Y entonces, las inevitables preguntas: ¿Somos lo que queríamos ser? ¿Hacemos lo que nuestro corazón exige por atribución afectiva o por impulso irracional? o ¿Acaso somos una mala copia de lo que soñamos, apenas una versión pequeña de todo lo grande que supimos imaginar?
¿Por qué?
Y en la búsqueda de respuestas surgen más interrogantes.¿Alcanza ser feliz para no modificar nada o nos debemos la honestidad de hacer algo por aquello que nos empuja el alma por un lugar en nuestra vida? ¿Será que el peso de “hacer siempre lo que hay que hacer” condenó nuestras posibilidades y encerró las variables?

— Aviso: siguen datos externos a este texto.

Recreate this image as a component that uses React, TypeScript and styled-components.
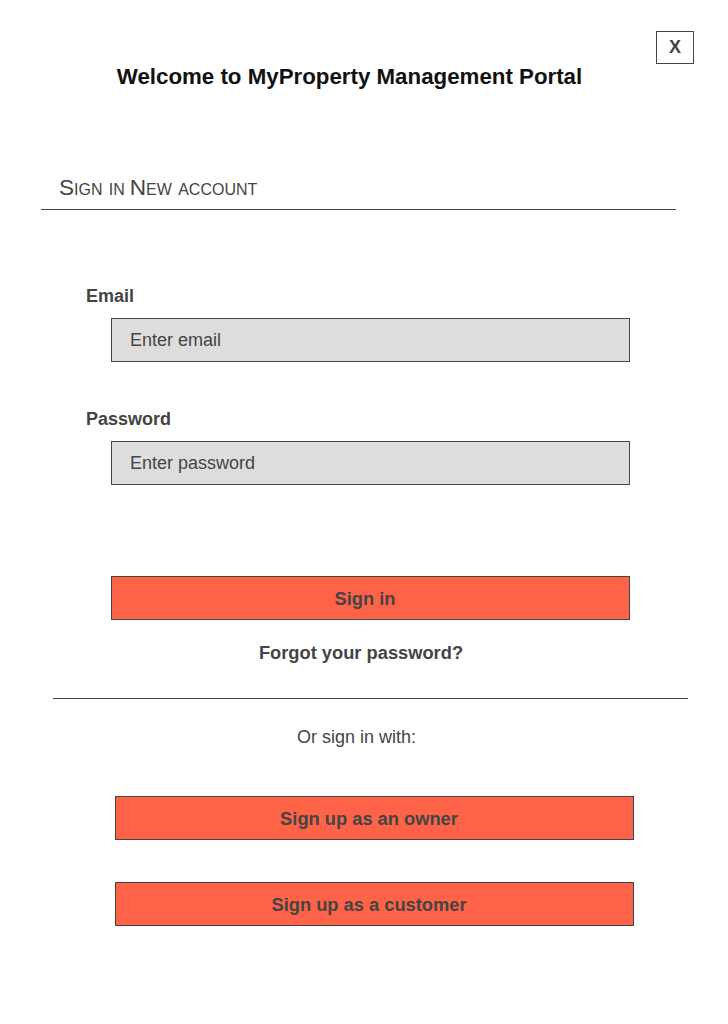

La vida no viene con un manual de instrucciones, vamos resolviendo mientras recorremos el camino. Creo que lo peor de los mandatos es reconocerlos porque entonces nos damos cuenta de cuánto pagamos por continuarlos o del alto precio que costará resistirlos. Es cierto que no resulta fácil escapar de la red muda y simbólica de los mandatos sociales y familiares, pero no es menos verdad que es posible.